Yüce gönüllü bir hanımefendiyi anneme imzalı kitabının satır aralarındaki duyguları ile bir nebze de olsa tanımaktan ve gelecek kuşaklara aktarabilmekten ne kadar mutlu bir huzur duyduğumu kelimeler ile ifade etmem zor.
Kaleme aldığım, Türk dostu Ord. Prof. Dr. Anna Masala ile tanıdığım Prof. Dr. Nejat Diyarbekirli hocamız gibi birbirinden kıymetli isimler yer alıyor kitabında, başta babası Ömer Sami Beyefendi olmak üzere. Bu güzel insanları imkânlarım elverdiğince tanıtmaya, anmaya çalışacağım.
“Lakin, insanlar fani, aranızdan göç eylemiş olursam, beni anın; aziz sanat ve köy sever dostlarım. Köyümün türküsünü seslendirirken beni de yad edin. Çitle örülmüş çiçekli yollarda köyüne ulaşmak için yüreği her an bir kızıl sonbahar yaprağı gibi titreyen bir kadın vardı, bir âşık vardı, bir Leman vardı deyin.”

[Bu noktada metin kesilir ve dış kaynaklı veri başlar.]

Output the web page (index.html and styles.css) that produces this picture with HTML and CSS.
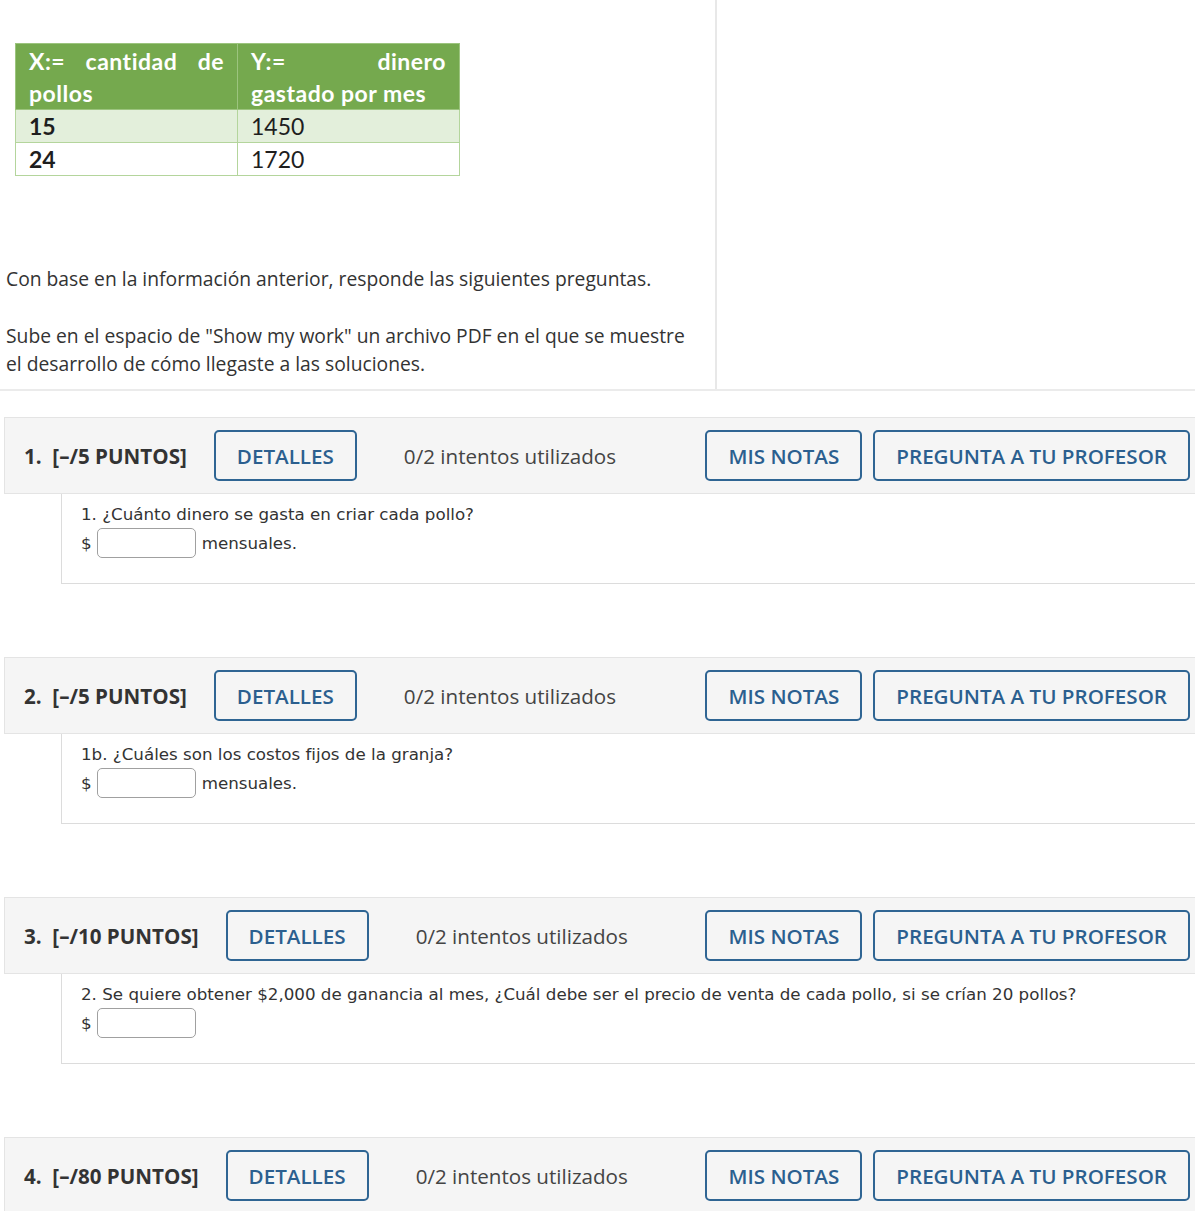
FILE: index.html
```html
<!DOCTYPE html>
<html lang="es">
<head>
<meta charset="utf-8">
<link rel="stylesheet" href="styles.css">
</head>
<body>
<div class="intro">
  <div class="intro-main">
    <table class="data">
      <tr class="head">
        <td class="c1">X:= cantidad de pollos</td>
        <td class="c2">Y:= dinero gastado por mes</td>
      </tr>
      <tr class="r1">
        <td class="num">15</td>
        <td>1450</td>
      </tr>
      <tr class="r2">
        <td class="num">24</td>
        <td>1720</td>
      </tr>
    </table>
    <p class="intro-p first">Con base en la información anterior, responde las siguientes preguntas.</p>
    <p class="intro-p">Sube en el espacio de "Show my work" un archivo PDF en el que se muestre el desarrollo de cómo llegaste a las soluciones.</p>
  </div>
  <div class="intro-side"></div>
</div>

<div class="question">
  <div class="q-head">
    <span class="q-label">1.&nbsp; [–/5 PUNTOS]</span>
    <span class="btn details">DETALLES</span>
    <span class="attempts">0/2 intentos utilizados</span>
    <div class="q-actions">
      <span class="btn">MIS NOTAS</span>
      <span class="btn">PREGUNTA A TU PROFESOR</span>
    </div>
  </div>
  <div class="q-body">
    <div class="q-text">1. ¿Cuánto dinero se gasta en criar cada pollo?</div>
    <div class="q-answer"><span>$</span><span class="inp"></span><span>mensuales.</span></div>
  </div>
</div>

<div class="question">
  <div class="q-head">
    <span class="q-label">2.&nbsp; [–/5 PUNTOS]</span>
    <span class="btn details">DETALLES</span>
    <span class="attempts">0/2 intentos utilizados</span>
    <div class="q-actions">
      <span class="btn">MIS NOTAS</span>
      <span class="btn">PREGUNTA A TU PROFESOR</span>
    </div>
  </div>
  <div class="q-body">
    <div class="q-text">1b. ¿Cuáles son los costos fijos de la granja?</div>
    <div class="q-answer"><span>$</span><span class="inp"></span><span>mensuales.</span></div>
  </div>
</div>

<div class="question">
  <div class="q-head">
    <span class="q-label">3.&nbsp; [–/10 PUNTOS]</span>
    <span class="btn details">DETALLES</span>
    <span class="attempts">0/2 intentos utilizados</span>
    <div class="q-actions">
      <span class="btn">MIS NOTAS</span>
      <span class="btn">PREGUNTA A TU PROFESOR</span>
    </div>
  </div>
  <div class="q-body">
    <div class="q-text">2. Se quiere obtener $2,000 de ganancia al mes, ¿Cuál debe ser el precio de venta de cada pollo, si se crían 20 pollos?</div>
    <div class="q-answer"><span>$</span><span class="inp"></span></div>
  </div>
</div>

<div class="question">
  <div class="q-head">
    <span class="q-label">4.&nbsp; [–/80 PUNTOS]</span>
    <span class="btn details">DETALLES</span>
    <span class="attempts">0/2 intentos utilizados</span>
    <div class="q-actions">
      <span class="btn">MIS NOTAS</span>
      <span class="btn">PREGUNTA A TU PROFESOR</span>
    </div>
  </div>
  <div class="q-body">
    <div class="q-text">&nbsp;</div>
  </div>
</div>
</body>
</html>
```

FILE: styles.css
```css
html {
  overflow: hidden;
}
body {
  margin: 0;
  background: #ffffff;
  font-family: "Open Sans", "Liberation Sans", sans-serif;
  color: #333333;
}

.intro {
  display: flex;
  border-bottom: 2px solid #ebebeb;
}
.intro-main {
  width: 694px;
  padding: 43px 15px 11px 6px;
  border-right: 2px solid #e8e8e8;
}
.intro-side {
  flex: 1;
}

.data {
  border-collapse: collapse;
  margin-left: 9px;
  width: 445px;
  table-layout: fixed;
  font-family: Lato, "Open Sans", sans-serif;
  font-size: 23px;
  color: #1e1e1e;
}
.data td {
  border: 1px solid #b4d59c;
  padding: 0 13px;
  line-height: 32px;
  vertical-align: top;
}
.data .head td {
  background: #75a94e;
  color: #ffffff;
  font-weight: 700;
  text-align: justify;
  text-align-last: left;
  letter-spacing: 0.5px;
  border-color: #9cc47e;
  padding-top: 1px;
}
.data .r1 td {
  background: #e3efdb;
}
.data .num {
  font-weight: 700;
}

.intro-p {
  margin: 0;
  font-size: 19.3px;
  line-height: 28px;
  color: #333333;
}
.intro-p.first {
  margin-top: 89px;
  margin-bottom: 29px;
}

.question {
  margin-top: 26px;
}
.question + .question {
  margin-top: 73px;
}
.q-head {
  display: flex;
  align-items: center;
  margin-left: 4px;
  margin-right: -20px;
  padding: 12px 24px 12px 19px;
  background: #f5f5f5;
  border: 1px solid #e4e4e4;
}
.q-label {
  font-size: 20.6px;
  font-weight: 700;
  color: #333333;
  white-space: nowrap;
}
.btn {
  display: inline-flex;
  align-items: center;
  height: 47px;
  padding: 0 21px;
  border: 2px solid #2f6593;
  border-radius: 5px;
  color: #2b5f8f;
  font-size: 20.6px;
  font-weight: 600;
  white-space: nowrap;
}
.details {
  margin-left: 27px;
}
.attempts {
  margin-left: 47px;
  font-size: 20.6px;
  color: #444444;
  white-space: nowrap;
}
.q-actions {
  margin-left: auto;
  display: flex;
  gap: 11px;
}

.q-body {
  margin-left: 61px;
  margin-right: -20px;
  padding: 10px 20px 25px 19px;
  border-left: 1px solid #dcdcdc;
  border-bottom: 1px solid #dcdcdc;
  font-family: "DejaVu Sans", Verdana, sans-serif;
  font-size: 16.7px;
  color: #333333;
}
.q-text {
  line-height: 20px;
}
.q-answer {
  display: flex;
  align-items: center;
  margin-top: 4px;
  height: 30px;
}
.inp {
  display: inline-block;
  width: 97px;
  height: 28px;
  margin: 0 6px 0 5px;
  border: 1px solid #a0a0a0;
  border-radius: 5px;
  background: #ffffff;
}
```
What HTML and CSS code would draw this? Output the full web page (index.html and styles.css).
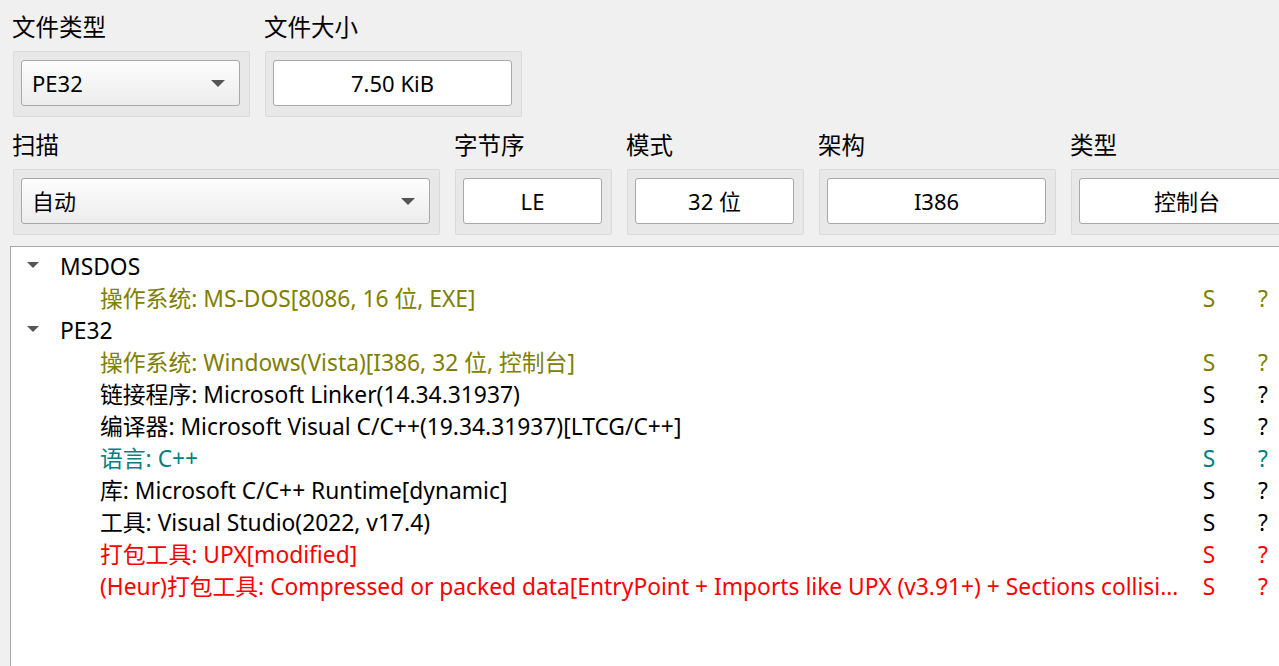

İfadelerini 1958 yılında kaleme almış olan Leman Arbatlı Hanımefendi’nin, “Sevgili Kardeşim” hitabıyla annem Güler Yaltırık’ın ve o dönemde yaşayan, adı geçen tüm kıymetli büyüklerimizin ruhunu şad ediyorum. Saygıyla yad etmeye devam edeceğim.